Tú Señor eres la lámpara que alumbras mis tinieblas
Pero no hay que tirar la toalla: “La luz brilla en las tinieblas y las tinieblas no la vencieron” (Jn 1,5). Si la creación del universo estalla con un rayo de luz, que rasga la nada tenebrosa y separa el día de la noche, ¡cuánto más el Verbo divino, Hijo del Padre, Luz de Luz, ilumina a todo hombre! Sí, yo también me siento ciego en mi vida, pero ese mismo Verbo encarnado, muerto y resucitado, vivo hoy para ti y para mí, Aquel que dijo “Yo soy la Luz del mundo” (Jn 8,12), me ha iluminado por dentro, no por fuera como las bombillas de nuestras ciudades —¡qué fuerza fulgurante la del bautismo!—, convirtiéndome en luz de su Luz, como dice el salmista: “Con tu luz nos haces ver la luz” (36,10), “el Señor es mi luz” (27,1).

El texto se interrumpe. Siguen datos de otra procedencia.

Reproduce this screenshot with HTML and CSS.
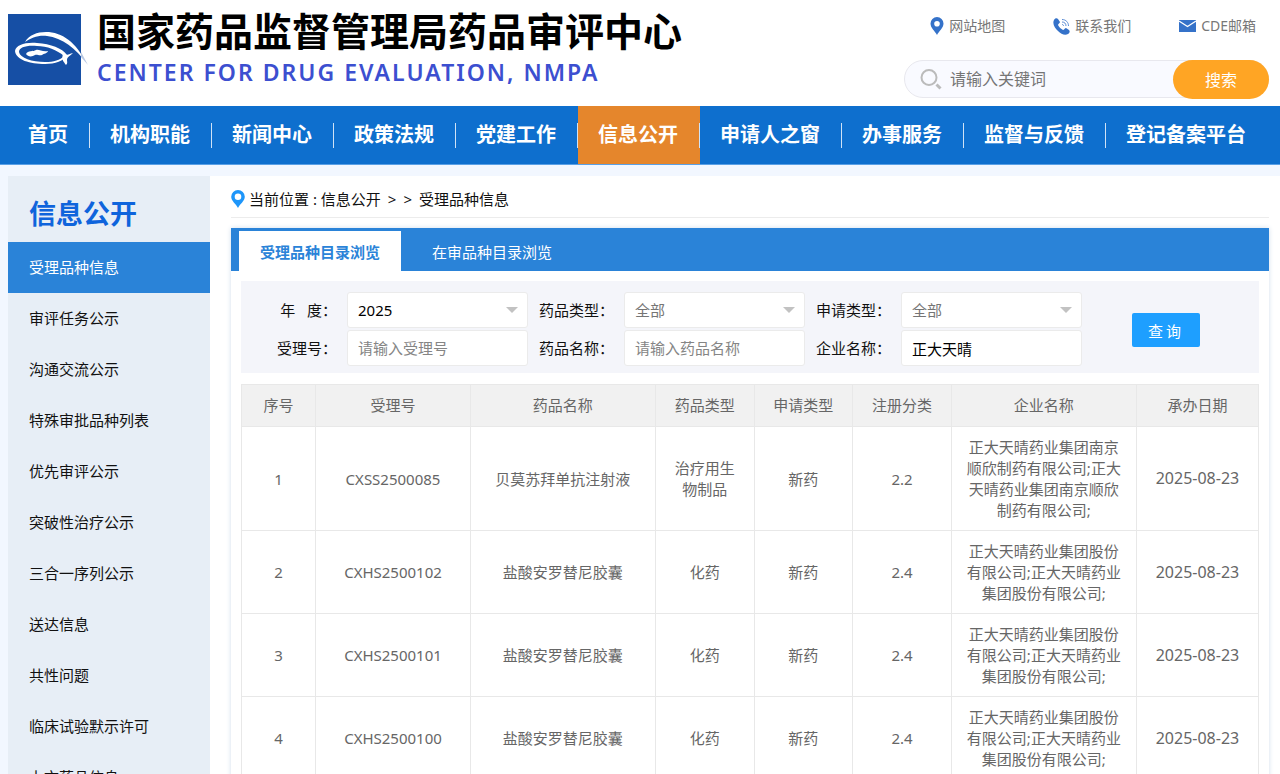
FILE: index.html
```html
<!DOCTYPE html>
<html lang="zh-CN">

<head>
  <meta charset="utf-8">
  <meta name="viewport" content="width=device-width, initial-scale=1">
  <title>国家药品监督管理局药品审评中心</title>
  <link rel="stylesheet" href="styles.css">
</head>

<body>
  <header class="header">
    <div class="logo">
      <svg class="logo-mark" viewBox="0 0 80 72" width="80" height="72" aria-hidden="true">
        <rect width="73" height="71" fill="#164fa5"/>
        <path d="M17 28C21 21 29 18 38 18C54 18 68 28 79 50C68 34 54 24 39 22C30 21 23 24 17 28Z" fill="#fff"/>
        <path d="M73 38L80 51L73 43Z" fill="#b9c8e2"/>
        <path fill="#fff" fill-rule="evenodd" d="M7 37C8 31 17 28 29 29C43 30 54 34 59 41C56 47 47 50 37 50C22 50 8 46 7 37ZM11 38C12 44 24 48 37 48C46 48 52 46 56 42C49 36 39 32 29 32C19 31 11 33 11 38Z"/>
        <path d="M55 40C58 42 61 40 65 39C62 42 59 43 59 46C59 48 60 49 58 51C56 48 53 46 55 40Z" fill="#fff"/>
        <path d="M18 40C20 36 25 38 28 36C31 35 34 38 40 37C39 40 36 39 34 41C31 42 29 40 27 41C24 43 20 43 18 40Z" fill="#fff"/>
      </svg>
      <div>
        <h1 class="logo-title">国家药品监督管理局药品审评中心</h1>
        <p class="logo-sub">CENTER FOR DRUG EVALUATION, NMPA</p>
      </div>
    </div>
    <div class="header-right">
      <div class="links">
        <a href="#">
          <svg viewBox="0 0 14 18" width="14" height="18" aria-hidden="true"><path fill="#3572c9" fill-rule="evenodd" d="M7 0A6.5 6.5 0 0 0 .5 6.500C.5 11 5 14 7 18C9 14 13.500 11 13.500 6.500A6.500 6.500 0 0 0 7 0ZM7 4A2.800 2.800 0 1 1 7 9.600A2.800 2.800 0 1 1 7 4Z"/></svg>
          网站地图
        </a>
        <a href="#">
          <svg viewBox="0 0 17 17" width="17" height="17" aria-hidden="true"><path fill="#3572c9" d="M1 2C2 0 4 0 5 1L7 4C7 5 5 6 5 7C6 9 8 11 10 12C11 12 12 10 13 10L16 12C17 13 17 15 15 16C12 18 8 16 5 13C2 10-1 6 1 2Z"/><path fill="none" stroke="#5c8dd4" d="M9 1.500C13 1.500 15.500 4.500 15.500 8M9 4C11.500 4 13 5.500 13 8M9 6.500C10 6.500 10.500 7 10.500 8"/></svg>
          联系我们
        </a>
        <a href="#">
          <svg viewBox="0 0 17 12" width="17" height="12" aria-hidden="true"><rect width="17" height="12" fill="#3572c9"/><path d="M0 1L8.500 6.500L17 1" fill="none" stroke="#fff" stroke-width="1.200"/></svg>
          CDE邮箱
        </a>
      </div>
      <form class="search">
        <svg viewBox="0 0 22 21" width="22" height="21" aria-hidden="true"><circle cx="9" cy="8.500" r="7.500" fill="none" stroke="#bbb" stroke-width="2"/><path d="M16.500 15.500L20.500 19.500" stroke="#bbb" stroke-width="3"/></svg>
        <input type="text" placeholder="请输入关键词" aria-label="请输入关键词">
        <button type="button">搜索</button>
      </form>
    </div>
  </header>

  <nav class="nav">
    <a href="#">首页</a>
    <a href="#">机构职能</a>
    <a href="#">新闻中心</a>
    <a href="#">政策法规</a>
    <a href="#">党建工作</a>
    <a href="#" class="active">信息公开</a>
    <a href="#">申请人之窗</a>
    <a href="#">办事服务</a>
    <a href="#">监督与反馈</a>
    <a href="#">登记备案平台</a>
  </nav>

  <div class="container">
    <aside class="side">
      <h2>信息公开</h2>
      <a href="#" class="active">受理品种信息</a>
      <a href="#">审评任务公示</a>
      <a href="#">沟通交流公示</a>
      <a href="#">特殊审批品种列表</a>
      <a href="#">优先审评公示</a>
      <a href="#">突破性治疗公示</a>
      <a href="#">三合一序列公示</a>
      <a href="#">送达信息</a>
      <a href="#">共性问题</a>
      <a href="#">临床试验默示许可</a>
      <a href="#">上市药品信息</a>
    </aside>

    <main class="main">
      <div class="crumb">
        <svg viewBox="0 0 14 18" width="14" height="18" aria-hidden="true"><path fill="#1e96fa" fill-rule="evenodd" d="M7 0A6.800 6.800 0 0 0 .2 6.800C.2 11 5 14 7 18C9 14 13.800 11 13.800 6.800A6.800 6.800 0 0 0 7 0ZM7 3.500A3.300 3.300 0 1 1 7 10.100A3.300 3.300 0 1 1 7 3.500Z"/></svg>
        <span>当前位置 : <a href="#">信息公开</a></span>
        <span>&gt;</span>
        <span>&gt;</span>
        <a href="#">受理品种信息</a>
      </div>

      <div class="panel">
        <div class="tabs">
          <button type="button" class="active">受理品种目录浏览</button>
          <button type="button">在审品种目录浏览</button>
        </div>

        <form class="filter">
          <div class="field">
            <label for="year">年&nbsp;&nbsp;&nbsp;度：</label>
            <div class="select"><select id="year" class="filled"><option>2025</option></select></div>
          </div>
          <div class="field">
            <label for="drugtype">药品类型：</label>
            <div class="select"><select id="drugtype"><option>全部</option></select></div>
          </div>
          <div class="field">
            <label for="applytype">申请类型：</label>
            <div class="select"><select id="applytype"><option>全部</option></select></div>
          </div>
          <button type="button" class="query">查询</button>
          <div class="field">
            <label for="acceptid">受理号：</label>
            <input type="text" id="acceptid" placeholder="请输入受理号">
          </div>
          <div class="field">
            <label for="drugname">药品名称：</label>
            <input type="text" id="drugname" placeholder="请输入药品名称">
          </div>
          <div class="field">
            <label for="company">企业名称：</label>
            <input type="text" id="company" value="正大天晴">
          </div>
        </form>

        <table class="list">
          <thead>
            <tr>
              <th class="c-no">序号</th>
              <th class="c-id">受理号</th>
              <th class="c-name">药品名称</th>
              <th class="c-type">药品类型</th>
              <th class="c-type">申请类型</th>
              <th class="c-type">注册分类</th>
              <th class="c-name">企业名称</th>
              <th class="c-date">承办日期</th>
            </tr>
          </thead>
          <tbody>
            <tr>
              <td>1</td>
              <td>CXSS2500085</td>
              <td>贝莫苏拜单抗注射液</td>
              <td>治疗用生物制品</td>
              <td>新药</td>
              <td>2.2</td>
              <td>正大天晴药业集团南京顺欣制药有限公司;正大天晴药业集团南京顺欣制药有限公司;</td>
              <td class="date">2025-08-23</td>
            </tr>
            <tr>
              <td>2</td>
              <td>CXHS2500102</td>
              <td>盐酸安罗替尼胶囊</td>
              <td>化药</td>
              <td>新药</td>
              <td>2.4</td>
              <td>正大天晴药业集团股份有限公司;正大天晴药业集团股份有限公司;</td>
              <td class="date">2025-08-23</td>
            </tr>
            <tr>
              <td>3</td>
              <td>CXHS2500101</td>
              <td>盐酸安罗替尼胶囊</td>
              <td>化药</td>
              <td>新药</td>
              <td>2.4</td>
              <td>正大天晴药业集团股份有限公司;正大天晴药业集团股份有限公司;</td>
              <td class="date">2025-08-23</td>
            </tr>
            <tr>
              <td>4</td>
              <td>CXHS2500100</td>
              <td>盐酸安罗替尼胶囊</td>
              <td>化药</td>
              <td>新药</td>
              <td>2.4</td>
              <td>正大天晴药业集团股份有限公司;正大天晴药业集团股份有限公司;</td>
              <td class="date">2025-08-23</td>
            </tr>
          </tbody>
        </table>
      </div>
    </main>
  </div>
</body>

</html>
```
FILE: styles.css
```css
* {
  box-sizing: border-box;
}

body {
  margin: 0;
  background: #f2f7ff;
  color: #111;
  font-family: "Noto Sans", "Noto Sans CJK SC", sans-serif;
  font-size: 15px;
  line-height: 21px;
}

a {
  color: inherit;
  text-decoration: none;
}

h1, h2, p {
  margin: 0;
}

button, input, select {
  font-family: inherit;
  font-size: 15px;
}

svg {
  flex: none;
}

/* header */
.header {
  display: flex;
  justify-content: space-between;
  height: 106px;
  padding: 0 11px 0 8px;
  background: #fff;
}

.logo {
  display: flex;
  gap: 9px;
  white-space: nowrap;
}

.logo-mark {
  margin-top: 14px;
}

.logo-title {
  margin-top: 10px;
  color: #000;
  font-size: 39px;
  line-height: 42px;
}

.logo-sub {
  color: #3c4fd0;
  font-size: 23px;
  font-weight: 600;
  line-height: 40px;
  letter-spacing: 2px;
}

.header-right {
  width: 365px;
  padding-top: 15px;
}

.links {
  display: flex;
  justify-content: flex-end;
  gap: 48px;
  padding-right: 13px;
  color: #777;
  font-size: 14px;
  line-height: 22px;
}

.links a {
  display: flex;
  align-items: center;
  gap: 5px;
}

.search {
  display: flex;
  align-items: center;
  height: 38px;
  margin-top: 23px;
  padding-left: 15px;
  border: 1px solid #e8e8ee;
  border-radius: 19px;
  background: #f9faff;
}

.search input {
  flex: 1;
  min-width: 0;
  padding: 0 8px;
  border: 0;
  background: none;
  font-size: 16px;
  outline: none;
}

.search input::placeholder {
  color: #757575;
}

.search button {
  width: 96px;
  height: 39px;
  margin-right: -1px;
  padding: 0;
  border: 0;
  border-radius: 20px;
  background: #ffa524;
  color: #fff;
  font-size: 16px;
}

/* navigation */
.nav {
  display: flex;
  height: 59px;
  padding-left: 8px;
  border-bottom: 1px solid #5aa0e6;
  background: #0e6fce;
  color: #fff;
  font-size: 20px;
  font-weight: bold;
  line-height: 58px;
  white-space: nowrap;
}

.nav a {
  display: flex;
  align-items: center;
  padding-left: 20px;
}

.nav a::after {
  content: "";
  width: 1px;
  height: 25px;
  margin-left: 21px;
  background: #cfe2f6;
}

.nav a:last-child::after {
  display: none;
}

.nav .active {
  background: #e5862c;
}

/* page body */
.container {
  display: flex;
  padding: 11px 0 0 8px;
}

.side {
  flex: none;
  width: 202px;
  background: #e7eef6;
}

.side h2 {
  padding: 18px 21px 8px;
  color: #0f64dc;
  font-size: 27px;
  line-height: 40px;
}

.side a {
  display: block;
  padding: 0 21px;
  line-height: 51px;
}

.side .active {
  background: #2a83d8;
  color: #fff;
}

.main {
  flex: 1;
  min-width: 0;
  padding: 0 11px 0 21px;
  background: #fff;
}

.crumb {
  display: flex;
  align-items: center;
  gap: 7px;
  height: 42px;
  padding-top: 5px;
  border-bottom: 1px solid #ececec;
}

.crumb svg {
  margin-right: -3px;
}

.panel {
  margin-top: 10px;
  padding-bottom: 20px;
  box-shadow: 0 0 5px #d3dfec;
}

.tabs {
  display: flex;
  height: 43px;
  padding: 3px 8px 0;
  background: #2a83d8;
}

.tabs button {
  padding: 0 31px;
  border: 0;
  background: none;
  color: #fff;
}

.tabs .active {
  padding: 0 21px;
  background: #fff;
  color: #2a83d8;
  font-weight: bold;
}

/* query form */
.filter {
  display: grid;
  grid-template-columns: repeat(3, 1fr) 167px;
  gap: 2px 0;
  margin: 10px 10px 11px;
  padding: 11px 10px 7px;
  background: #f4f5fa;
}

.field {
  display: flex;
  align-items: center;
  gap: 10px;
}

.field label {
  flex: none;
  width: 86px;
  text-align: right;
  white-space: nowrap;
}

.field input,
.field select {
  width: 100%;
  min-width: 0;
  height: 36px;
  padding: 0 10px;
  border: 1px solid #ebebeb;
  border-radius: 3px;
  background: #fff;
  color: #000;
  appearance: none;
}

.field select {
  color: #757575;
}

.field .filled {
  color: #000;
}

.field input::placeholder {
  color: #858585;
}

.select {
  position: relative;
  flex: 1;
}

.select::after {
  content: "";
  position: absolute;
  top: 15px;
  right: 10px;
  border: 6px solid transparent;
  border-top-color: #c2c2c2;
  border-bottom: 0;
  pointer-events: none;
}

.query {
  grid-column: 4;
  grid-row: 1 / 3;
  align-self: center;
  width: 68px;
  height: 34px;
  margin: 2px 0 0 50px;
  padding: 0;
  border: 0;
  border-radius: 2px;
  background: #1e9fff;
  color: #fff;
  letter-spacing: 3px;
}

/* result list */
.list {
  width: calc(100% - 20px);
  margin: 0 10px;
  border-collapse: collapse;
  table-layout: fixed;
  color: #666;
  text-align: center;
}

.list th,
.list td {
  padding: 10px 15px 9px;
  border: 1px solid #e8e8e8;
}

.list th {
  padding: 10px 0;
  background: #f1f1f1;
  font-weight: normal;
}

.list .c-no { width: 7.3%; }
.list .c-id { width: 15.2%; }
.list .c-name { width: 18.2%; }
.list .c-type { width: 9.7%; }
.list .c-date { width: 12%; }

.list .date {
  padding: 0;
  font-size: 16px;
}
```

Sí, el cristiano no brilla por luz propia, porque en el fondo es igual de oscuro y ciego como todos los demás nacidos de mujer y mordidos por el pecado original; pero más en el fondo aún, sí que brilla con la luz de Cristo, al concedernos su Padre, nuestro Padre, la misma naturaleza divina y, entonces, sí que brilla con luz propia, la misma de Jesús, la misma de Dios, porque “no soy yo quien vivo, sino es Cristo quien vive en mí” (Ga 2,20).
Por eso, ante tanto raudal de luces, bombillas, lucecitas y focos, a veces cegadores, en medio de las calles de mi ciudad protesto: ¡No quiero ser otro ciego iluminado! ¡Quiero ser un ciego iluminador!